El mundo sería mucho mejor si no existiera la necesidad de amar. Si lo que se necesita es procrear, se puede hacer sin tener que amar a la otra persona.
Siempre he pensado qué haría si algún día encontrara una lámpara mágica y al frotarla, un genio me concediera un deseo. Creo que le pediría que me permitiera encontrar a ese tal cupido, mirarlo a los ojos y, antes de dispararle en el corazón, decirle “Ya no volverás a causar sufrimiento al mundo”. Es que cupido es lo más inoportuno y desocupado del mundo. Qué necesidad tiene de andar con su arco, flechando corazones y causando dolores y sufrimientos. Pensándolo bien, en vez de matar a cupido, le clavaría una de sus flechas y así le causaría un dolor mayor que si lo mato de una vez; igual, el amor lo va a matar lentamente.

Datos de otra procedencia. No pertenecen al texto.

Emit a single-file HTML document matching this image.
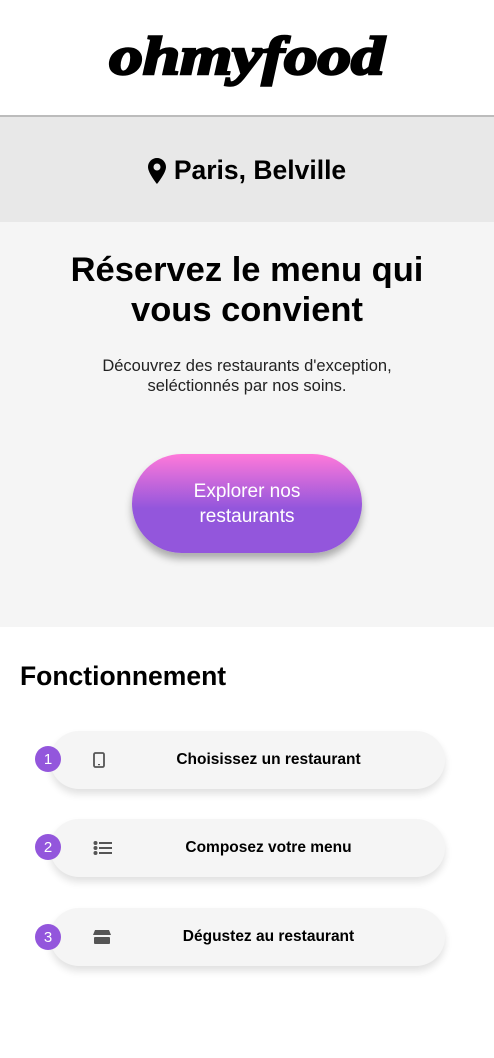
<!DOCTYPE html>
<html><head><meta charset="utf-8"><style>
*{margin:0;padding:0;box-sizing:border-box}
body{width:494px;height:1058px;background:#fff;font-family:"Liberation Sans",sans-serif;color:#000;overflow:hidden}
header{height:117px;display:flex;align-items:center;justify-content:center;border-bottom:2px solid #bcbcbc}
.logo{font-family:"Liberation Serif",serif;font-weight:900;font-style:italic;font-size:54px;letter-spacing:0px;transform:scaleX(1.24);margin-top:-4px;-webkit-text-stroke:2.5px #000}
.loc{height:105px;background:#e8e8e8;display:flex;align-items:center;justify-content:center;font-size:26.5px;font-weight:bold;padding-top:2px}
.loc svg{margin-right:8px}
.hero{height:405px;background:#f5f5f5;text-align:center;padding-top:28px}
.hero h1{font-size:34.5px;font-weight:bold;line-height:40px}
.hero p{font-size:16.5px;line-height:20px;margin-top:26px;color:#222}
.btn{width:230px;height:99px;margin:58px auto 0;border-radius:50px;background:linear-gradient(#ff79da,#9356dc 55%);color:#fff;font-size:19px;line-height:25px;display:flex;align-items:center;justify-content:center;box-shadow:0 6px 8px rgba(0,0,0,.3)}
h2{font-size:26.5px;font-weight:bold;margin:34px 0 0 20px}
.card{position:absolute;left:50px;width:395px;height:58px;border-radius:30px;background:#f5f5f5;box-shadow:0 5px 8px rgba(0,0,0,.12);display:flex;align-items:center;font-weight:bold;font-size:15.5px}
.card span{position:absolute;left:0;right:0;text-align:center;padding-left:42px}
.card svg{position:absolute;left:43px}
.b{position:absolute;left:35px;width:26px;height:26px;border-radius:50%;background:#9356dc;color:#fff;font-size:15px;display:flex;align-items:center;justify-content:center;z-index:2}
</style></head><body>
<header><div class="logo">ohmyfood</div></header>
<div class="loc"><svg width="18" height="26" viewBox="0 0 18 26"><path d="M9 0C4 0 0 4 0 9c0 6 9 17 9 17s9-11 9-17c0-5-4-9-9-9zm0 12.5a3.5 3.5 0 1 1 0-7 3.5 3.5 0 0 1 0 7z" fill="#000"/></svg>Paris, Belville</div>
<div class="hero"><h1>Réservez le menu qui<br>vous convient</h1><p>Découvrez des restaurants d'exception,<br>seléctionnés par nos soins.</p><div class="btn">Explorer nos<br>restaurants</div></div>
<h2>Fonctionnement</h2>
<div class="b" style="top:746px">1</div>
<div class="card" style="top:731px"><svg width="12" height="16" viewBox="0 0 12 16"><rect x="1" y="1" width="10" height="14" rx="1.5" fill="none" stroke="#555" stroke-width="1.8"/><rect x="5" y="12" width="2" height="1.2" fill="#555"/></svg><span>Choisissez un restaurant</span></div>
<div class="b" style="top:834px">2</div>
<div class="card" style="top:819px"><svg width="20" height="16" viewBox="0 0 20 16"><circle cx="2.5" cy="3" r="2" fill="#555"/><circle cx="2.5" cy="8" r="2" fill="#555"/><circle cx="2.5" cy="13" r="2" fill="#555"/><rect x="6" y="2" width="13" height="2" fill="#555"/><rect x="6" y="7" width="13" height="2" fill="#555"/><rect x="6" y="12" width="13" height="2" fill="#555"/></svg><span>Composez votre menu</span></div>
<div class="b" style="top:924px">3</div>
<div class="card" style="top:908px"><svg width="18" height="16" viewBox="0 0 18 16"><path d="M2 1h14l2 5H0z" fill="#555"/><rect x="1" y="8" width="16" height="7" rx="1" fill="#555"/></svg><span>Dégustez au restaurant</span></div>
</body></html>
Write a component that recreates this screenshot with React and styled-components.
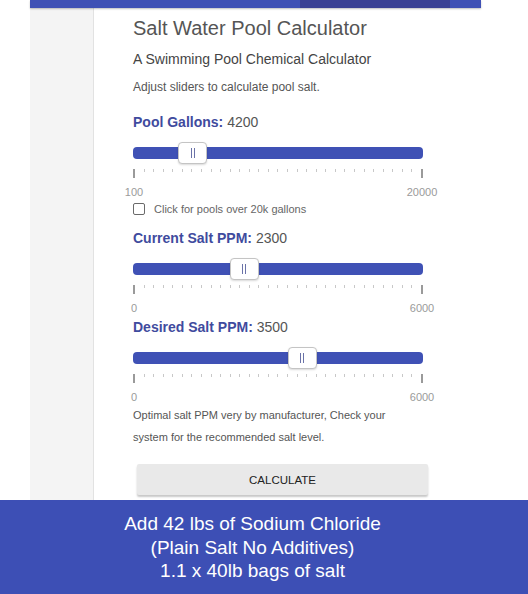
import React from "react";
import styled, { createGlobalStyle } from "styled-components";

const Global = createGlobalStyle`
  html, body { margin: 0; padding: 0; background: #ffffff; }
  body { font-family: "Liberation Sans", Arial, sans-serif; }
  * { box-sizing: border-box; }
`;

const Page = styled.div`
  width: 528px;
  height: 594px;
  display: flex;
  flex-direction: column;
  overflow: hidden;
`;

const Frame = styled.div`
  margin-left: 30px;
  width: 451px;
  height: 500px;
  display: flex;
  flex-direction: column;
`;

const TopBar = styled.div`
  height: 8px;
  display: flex;
  box-shadow: 0 1px 2px rgba(0, 0, 0, 0.25);
  position: relative;
  z-index: 1;
`;

const BarSeg = styled.div`
  flex: ${(p) => p.$w} 0 0;
  background: ${(p) => (p.$dark ? "#3a4194" : "#3f51b5")};
`;

const Body = styled.div`
  flex: 1;
  display: flex;
`;

const Sidebar = styled.div`
  width: 64px;
  background: #f4f4f4;
  border-right: 1px solid #e2e2e2;
`;

const Content = styled.div`
  flex: 1;
  padding: 8px 0 0 39px;
  display: flex;
  flex-direction: column;
`;

const Title = styled.h1`
  margin: 0;
  font-size: 20px;
  line-height: 24px;
  font-weight: normal;
  color: #555;
`;

const Subtitle = styled.h2`
  margin: 9px 0 0;
  font-size: 14px;
  line-height: 20px;
  font-weight: normal;
  color: #444;
`;

const Intro = styled.p`
  margin: 10px 0 0;
  font-size: 12px;
  line-height: 16px;
  color: #555;
`;

const Group = styled.div`
  margin-top: ${(p) => p.$mt}px;
  width: 290px;
  display: flex;
  flex-direction: column;
`;

const Label = styled.div`
  font-size: 14px;
  line-height: 20px;
  color: #555;
  b { color: #3f4b9e; font-weight: bold; }
`;

const SliderBox = styled.div`
  margin-top: 10px;
  height: 22px;
  position: relative;
  display: flex;
  align-items: center;
`;

const Track = styled.div`
  width: 100%;
  height: 12px;
  border-radius: 4px;
  background: #3f51b5;
`;

const Thumb = styled.div`
  position: absolute;
  top: 0;
  width: 29px;
  height: 22px;
  margin-left: -14.5px;
  background: #fff;
  border: 1px solid #c4c4c4;
  border-radius: 4px;
  box-shadow: 0 1px 2px rgba(0, 0, 0, 0.15);
  display: flex;
  align-items: center;
  justify-content: center;
  gap: 2px;
`;

const Grip = styled.span`
  width: 1px;
  height: 10px;
  background: #6a72a8;
`;

const Ticks = styled.div`
  margin-top: 5px;
  height: 9px;
  display: flex;
  justify-content: space-between;
  align-items: flex-start;
`;

const Tick = styled.span`
  width: ${(p) => (p.$major ? 2 : 1)}px;
  height: ${(p) => (p.$major ? 9 : 3)}px;
  background: ${(p) => (p.$major ? "#9a9a9a" : "#c8c8c8")};
`;

const Scale = styled.div`
  margin-top: 8px;
  display: flex;
  justify-content: space-between;
  font-size: 11px;
  line-height: 13px;
  color: #9a9a9a;
`;

const ScaleEnd = styled.span`
  transform: translateX(${(p) => (p.$right ? "50%" : "-50%")});
  margin: ${(p) => (p.$right ? "0 1px 0 0" : "0 0 0 1px")};
`;

const CheckRow = styled.label`
  margin-top: 4px;
  display: flex;
  align-items: center;
  gap: 9px;
  font-size: 11px;
  line-height: 12px;
  color: #666;
`;

const Box = styled.span`
  width: 12px;
  height: 12px;
  border: 1.5px solid #6a6a6a;
  border-radius: 2px;
  background: #fff;
`;

const Note = styled.p`
  margin: 0;
  width: 270px;
  font-size: 11px;
  line-height: 22px;
  color: #555;
`;

const Button = styled.button`
  margin: 16px 0 0 4px;
  width: 291px;
  height: 31px;
  border: none;
  border-radius: 2px;
  background: #e9e9e9;
  box-shadow: 0 2px 2px rgba(0, 0, 0, 0.22);
  font-family: "Liberation Sans", Arial, sans-serif;
  font-size: 11.5px;
  color: #222;
  padding: 0;
`;

const Banner = styled.div`
  height: 94px;
  background: #3d4fb5;
  padding: 12px 0 0 30px;
`;

const BannerText = styled.div`
  width: 445px;
  text-align: center;
  color: #fff;
  font-size: 19px;
  line-height: 23.5px;
`;

function Slider({ label, value, min, max, minLabel, maxLabel, mt }) {
  const pct = ((value - min) / (max - min)) * 100;
  const ticks = Array.from({ length: 31 }, (_, i) => i);
  return (
    <Group $mt={mt}>
      <Label>
        <b>{label}:</b> {value}
      </Label>
      <SliderBox>
        <Track />
        <Thumb style={{ left: `${pct}%` }}>
          <Grip />
          <Grip />
        </Thumb>
      </SliderBox>
      <Ticks>
        {ticks.map((i) => (
          <Tick key={i} $major={i === 0 || i === 30} />
        ))}
      </Ticks>
      <Scale>
        <ScaleEnd>{minLabel}</ScaleEnd>
        <ScaleEnd $right>{maxLabel}</ScaleEnd>
      </Scale>
    </Group>
  );
}

export default function App() {
  return (
    <Page>
      <Global />
      <Frame>
        <TopBar>
          <BarSeg $w={270} />
          <BarSeg $w={150} $dark />
          <BarSeg $w={31} />
        </TopBar>
        <Body>
          <Sidebar />
          <Content>
            <Title>Salt Water Pool Calculator</Title>
            <Subtitle>A Swimming Pool Chemical Calculator</Subtitle>
            <Intro>Adjust sliders to calculate pool salt.</Intro>
            <Slider label="Pool Gallons" value={4200} min={100} max={20000} minLabel="100" maxLabel="20000" mt={17} />
            <CheckRow>
              <Box />
              Click for pools over 20k gallons
            </CheckRow>
            <Slider label="Current Salt PPM" value={2300} min={0} max={6000} minLabel="0" maxLabel="6000" mt={13} />
            <Slider label="Desired Salt PPM" value={3500} min={0} max={6000} minLabel="0" maxLabel="6000" mt={2} />
            <Note>
              Optimal salt PPM very by manufacturer, Check your system for the recommended salt level.
            </Note>
            <Button>CALCULATE</Button>
          </Content>
        </Body>
      </Frame>
      <Banner>
        <BannerText>
          Add 42 lbs of Sodium Chloride
          <br />
          (Plain Salt No Additives)
          <br />
          1.1 x 40lb bags of salt
        </BannerText>
      </Banner>
    </Page>
  );
}
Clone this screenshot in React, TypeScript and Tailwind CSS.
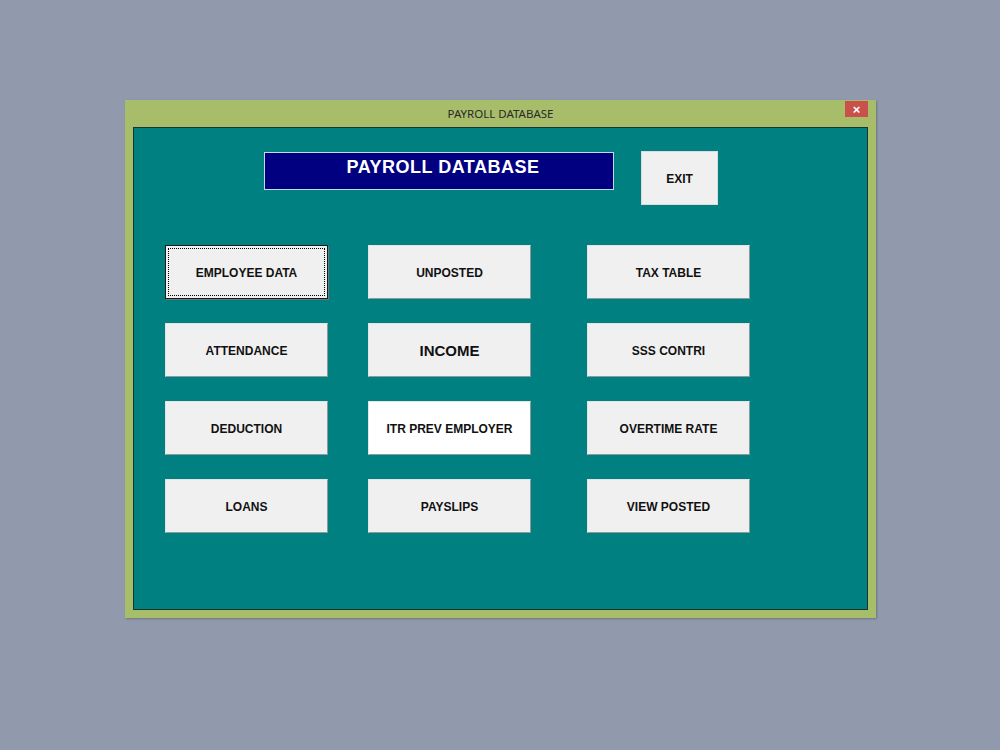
const rows: string[][] = [
  ["EMPLOYEE DATA", "UNPOSTED", "TAX TABLE"],
  ["ATTENDANCE", "INCOME", "SSS CONTRI"],
  ["DEDUCTION", "ITR PREV EMPLOYER", "OVERTIME RATE"],
  ["LOANS", "PAYSLIPS", "VIEW POSTED"],
];

function FormButton({ label }: { label: string }) {
  const focused = label === "EMPLOYEE DATA";
  const white = label === "ITR PREV EMPLOYER";
  const big = label === "INCOME";

  if (focused) {
    return (
      <button className="h-[54px] w-[163px] border border-[#1b1b1b] bg-[#f0f0f0] p-[2px] shadow-[1px_1px_0_#6b7b7b]">
        <span className="flex h-full w-full items-center justify-center border border-dotted border-black pt-[2px] text-[12px] font-bold text-[#111]">
          {label}
        </span>
      </button>
    );
  }

  return (
    <button
      className={`flex h-[54px] w-[163px] items-center justify-center border border-t-[#e4e4e4] border-l-[#e4e4e4] border-b-[#8c9a9a] border-r-[#8c9a9a] pt-[2px] font-bold text-[#111] ${
        white ? "bg-white" : "bg-[#f0f0f0]"
      } ${big ? "text-[15px]" : "text-[12px]"}`}
    >
      {label}
    </button>
  );
}

export default function App() {
  return (
    <div className="min-h-[750px] w-full bg-[#9199ad] pl-[125px] pt-[100px] font-['Liberation_Sans',Arial,sans-serif]">
      <div className="w-[751px] bg-[#a7bd69] shadow-[1px_1px_2px_rgba(0,0,0,0.25)]">
        {/* title bar */}
        <div className="relative flex h-[27px] items-center justify-center">
          <span className="font-['Noto_Sans',sans-serif] text-[11.5px] text-[#2a2a2a]">PAYROLL DATABASE</span>
          <div className="absolute right-[8px] top-[1px] flex h-[16px] w-[23px] items-center justify-center bg-[#c9504b] text-[13px] font-bold leading-none text-white">
            ×
          </div>
        </div>

        <div className="px-[8px] pb-[8px]">
          <div className="h-[483px] border border-[#17342e] bg-[#008080] pl-[31px] pt-[23px]">
            <div className="flex items-start">
              <div className="ml-[99px] mt-[1px] flex h-[38px] w-[350px] items-start justify-center border border-[#c8d8e8] bg-[#000080] pl-[8px] pt-[1px] text-[18px] font-bold tracking-[0.5px] text-white">
                PAYROLL DATABASE
              </div>
              <button className="ml-[27px] flex h-[54px] w-[77px] items-center justify-center border border-[#dcdcdc] bg-[#f0f0f0] pt-[2px] text-[12px] font-bold text-[#111]">
                EXIT
              </button>
            </div>

            <div className="mt-[40px] flex flex-col gap-[24px]">
              {rows.map((row) => (
                <div key={row[0]} className="flex">
                  <FormButton label={row[0]} />
                  <div className="ml-[40px]">
                    <FormButton label={row[1]} />
                  </div>
                  <div className="ml-[56px]">
                    <FormButton label={row[2]} />
                  </div>
                </div>
              ))}
            </div>
          </div>
        </div>
      </div>
    </div>
  );
}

Todo aquel que esté aburrido con la vida y no tenga el valor suficiente para suicidarse, sólo tiene que hacer algo: enamorarse. El fin será el mismo que si se envenena, dispara, o cuelga por el cuello de una cuerda, pero el dolor que causa el amor es mucho más placentero y torturante y podría llevar a amar la muerte, tal como ella nos ama y espera por nosotros.